AIM :: Find the string "this" in the listing and report every line that has it.

::::::

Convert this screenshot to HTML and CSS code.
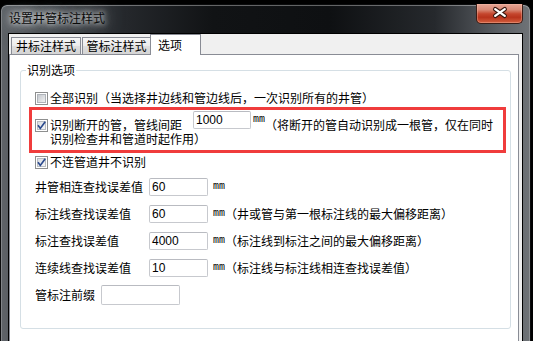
FILE: index.html
```html
<!DOCTYPE html>
<html lang="zh-CN">
<head>
<meta charset="utf-8">
<title>设置井管标注样式</title>
<link rel="stylesheet" href="styles.css">
</head>
<body>
<div class="window">
  <div class="titlebar">
    <span class="title">设置井管标注样式</span>
    <span class="close">
      <svg width="47" height="19" viewBox="0 0 47 19">
        <path d="M19 6 L29 13 M29 6 L19 13" stroke="#3a1810" stroke-width="4.6" stroke-linecap="round" fill="none"/>
        <path d="M19 6 L29 13 M29 6 L19 13" stroke="#ffffff" stroke-width="2.4" stroke-linecap="round" fill="none"/>
      </svg>
    </span>
  </div>
  <div class="client">
    <div class="tabs">
      <div class="tab t1">井标注样式</div>
      <div class="tab t2">管标注样式</div>
      <div class="tab active">选项</div>
    </div>
    <div class="panel">
      <fieldset class="group">
        <legend>识别选项</legend>
        <div class="check-row">
          <svg class="cb" width="13" height="13" viewBox="0 0 13 13">
            <defs><linearGradient id="cg1" x1="0" y1="0" x2="1" y2="1"><stop offset="0" stop-color="#c2c6cc"/><stop offset="1" stop-color="#f3f3f3"/></linearGradient></defs>
            <rect x="0.5" y="0.5" width="12" height="12" fill="#fff" stroke="#8e8f8f"/>
            <rect x="2.5" y="2.5" width="8" height="8" fill="url(#cg1)" stroke="#b0b4ba"/>
          </svg>
          <span class="lbl">全部识别（当选择井边线和管边线后，一次识别所有的井管）</span>
        </div>
        <div class="highlight">
          <div class="hl-line1">
            <svg class="cb cb-hl" width="13" height="13" viewBox="0 0 13 13">
              <defs><linearGradient id="cg2" x1="0" y1="0" x2="1" y2="1"><stop offset="0" stop-color="#d8dce2"/><stop offset="1" stop-color="#f7f7f7"/></linearGradient></defs>
              <rect x="0.5" y="0.5" width="12" height="12" fill="#fff" stroke="#8e8f8f"/>
              <rect x="2.5" y="2.5" width="8" height="8" fill="url(#cg2)" stroke="#b8bcc2"/>
              <path d="M3 6.3 L5.3 9.4 L10.2 2.8" fill="none" stroke="#2b4a8e" stroke-width="1.7"/>
            </svg>
            <span class="hl-text">识别断开的管，管线间距</span>
            <span class="input w-hl">1000</span>
            <span class="mm mm-hl">mm</span>
            <span class="hl-text">（将断开的管自动识别成一根管，仅在同时</span>
          </div>
          <div class="hl-line2">识别检查井和管道时起作用）</div>
        </div>
        <div class="check-row row3">
          <svg class="cb" width="13" height="13" viewBox="0 0 13 13">
            <defs><linearGradient id="cg3" x1="0" y1="0" x2="1" y2="1"><stop offset="0" stop-color="#d8dce2"/><stop offset="1" stop-color="#f7f7f7"/></linearGradient></defs>
            <rect x="0.5" y="0.5" width="12" height="12" fill="#fff" stroke="#8e8f8f"/>
            <rect x="2.5" y="2.5" width="8" height="8" fill="url(#cg3)" stroke="#b8bcc2"/>
            <path d="M3 6.3 L5.3 9.4 L10.2 2.8" fill="none" stroke="#2b4a8e" stroke-width="1.7"/>
          </svg>
          <span class="lbl">不连管道井不识别</span>
        </div>
        <div class="fields">
          <div class="field">
            <span class="flabel">井管相连查找误差值</span>
            <span class="input">60</span>
            <span class="mm">mm</span>
          </div>
          <div class="field">
            <span class="flabel">标注线查找误差值</span>
            <span class="input">60</span>
            <span class="mm">mm</span><span class="note">（井或管与第一根标注线的最大偏移距离）</span>
          </div>
          <div class="field">
            <span class="flabel">标注查找误差值</span>
            <span class="input">4000</span>
            <span class="mm">mm</span><span class="note">（标注线到标注之间的最大偏移距离）</span>
          </div>
          <div class="field">
            <span class="flabel">连续线查找误差值</span>
            <span class="input">10</span>
            <span class="mm">mm</span><span class="note">（标注线与标注线相连查找误差值）</span>
          </div>
          <div class="field">
            <span class="flabel short">管标注前缀</span>
            <span class="input wide"></span>
          </div>
        </div>
      </fieldset>
    </div>
  </div>
</div>
</body>
</html>
```
FILE: styles.css
```css
html, body {
  margin: 0;
  padding: 0;
}
body {
  background: #000;
  width: 533px;
  height: 341px;
  overflow: hidden;
  font-family: "Noto Sans CJK SC", "Noto Sans", sans-serif;
  font-size: 12px;
  color: #000;
}

.window {
  box-sizing: border-box;
  width: 531px;
  height: 345px;
  margin-top: 4px;
  border: 1px solid #0b0c0d;
  border-bottom: none;
  border-radius: 7px 7px 0 0;
  background: linear-gradient(90deg, #5f6368 0%, #44484d 10%, #24272b 24%, #111315 40%, #0e1012 62%, #26292d 82%, #5a5e63 94%, #6f7377 100%);
  box-shadow: inset 0 1px 0 rgba(255,255,255,0.35), inset 1px 0 0 rgba(255,255,255,0.22), inset -1px 0 0 rgba(255,255,255,0.22);
  display: flex;
  flex-direction: column;
}

.titlebar {
  height: 28px;
  display: flex;
  align-items: flex-start;
  flex: none;
}
.title {
  margin: 6px 0 0 8px;
  line-height: 14px;
  font-size: 12px;
  color: #0a0a0a;
  text-shadow: 0 0 5px rgba(255,255,255,0.9), 0 0 10px rgba(215,220,225,0.85), 0 0 16px rgba(190,195,200,0.7), 0 0 22px rgba(170,175,180,0.5);
}
.close {
  margin: -1px 7px 0 auto;
  width: 47px;
  height: 20px;
  box-sizing: border-box;
  border: 1px solid #3c1d16;
  border-top: none;
  border-radius: 0 0 5px 5px;
  background: linear-gradient(180deg, #e6a595 0%, #d98a76 30%, #c5462d 52%, #b8331c 70%, #d4603f 100%);
  box-shadow: inset 0 0 0 1px rgba(255,200,180,0.35);
  display: flex;
  align-items: flex-start;
  justify-content: center;
}
.close svg {
  display: block;
  margin-top: -1px;
}

.client {
  flex: 1;
  margin: 0 7px;
  border: 1px solid #000;
  border-bottom: none;
  background: #f0f0f0;
}

.tabs {
  display: flex;
  align-items: flex-end;
  height: 20px;
  padding-left: 2px;
}
.tab {
  box-sizing: border-box;
  height: 17px;
  border: 1px solid #898c95;
  border-bottom: none;
  background: linear-gradient(180deg, #f6f6f6 0%, #ececec 48%, #dfdfdf 52%, #d4d4d4 100%);
  line-height: 16px;
  text-align: center;
  font-size: 12px;
}
.t1 {
  width: 70px;
  margin-right: 1px;
}
.t2 {
  width: 69px;
}
.tab.active {
  width: 51px;
  height: 21px;
  margin-left: -1px;
  margin-bottom: -1px;
  background: #fff;
  line-height: 19px;
  text-align: left;
  padding-left: 7px;
  position: relative;
  z-index: 1;
}

.panel {
  margin-right: 3px;
  border: 1px solid #898c95;
  background: #fff;
  height: 300px;
}

.group {
  margin: 8px 7px 0 10px;
  padding: 14px 0 20px 0;
  border: 1px solid #d5dfe5;
  border-radius: 3px;
  min-width: 0;
}
.group legend {
  margin-left: 5px;
  padding: 0 1px;
  line-height: 14px;
  font-size: 12px;
}

.check-row {
  display: flex;
  align-items: center;
  height: 14px;
  padding-left: 14px;
}
.cb {
  display: block;
  flex: none;
}
.lbl {
  margin-left: 2px;
  line-height: 14px;
  white-space: nowrap;
}

.highlight {
  margin: 2px 4px 0 8px;
  border: 3px solid #f03c3c;
  padding: 0 0 5px 3px;
}
.hl-line1 {
  display: flex;
  align-items: flex-start;
  padding-top: 1px;
}
.cb-hl {
  margin-top: 8px;
}
.hl-text {
  margin-top: 7px;
  line-height: 13px;
  white-space: nowrap;
}
.hl-line1 .cb + .hl-text {
  margin-left: 2px;
}
.hl-line2 {
  padding-left: 15px;
  line-height: 13px;
  white-space: nowrap;
}

.row3 {
  margin-top: 2px;
}

.fields {
  margin-top: 4px;
  padding-left: 14px;
}
.field {
  display: flex;
  align-items: center;
  height: 27px;
  white-space: nowrap;
}
.flabel {
  width: 114px;
  flex: none;
  line-height: 14px;
}
.flabel.short {
  width: 66px;
}

.input {
  box-sizing: border-box;
  width: 59px;
  height: 18px;
  border: 1px solid #c7c9ce;
  border-top-color: #b9bbc1;
  border-radius: 2px;
  background: #fff;
  padding-left: 2px;
  font-family: "Liberation Sans", Arial, sans-serif;
  font-size: 12px;
  line-height: 16px;
  flex: none;
}
.input.wide {
  width: 79px;
  height: 20px;
}
.w-hl {
  width: 58px;
  margin-left: 11px;
}

.mm {
  font-family: "Liberation Mono", monospace;
  font-size: 10px;
  line-height: 14px;
  margin-left: 5px;
}
.mm-hl {
  margin-left: 2px;
  line-height: 18px;
}
.note {
  line-height: 14px;
}
```
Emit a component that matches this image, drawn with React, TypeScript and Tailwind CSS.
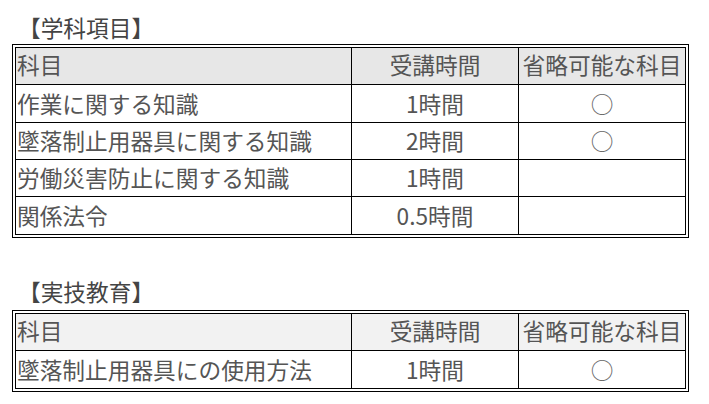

::::::

EXERCISE ANSWER ::
Convert this screenshot to HTML and CSS code.
Emit a component that matches this image, drawn with React, TypeScript and Tailwind CSS.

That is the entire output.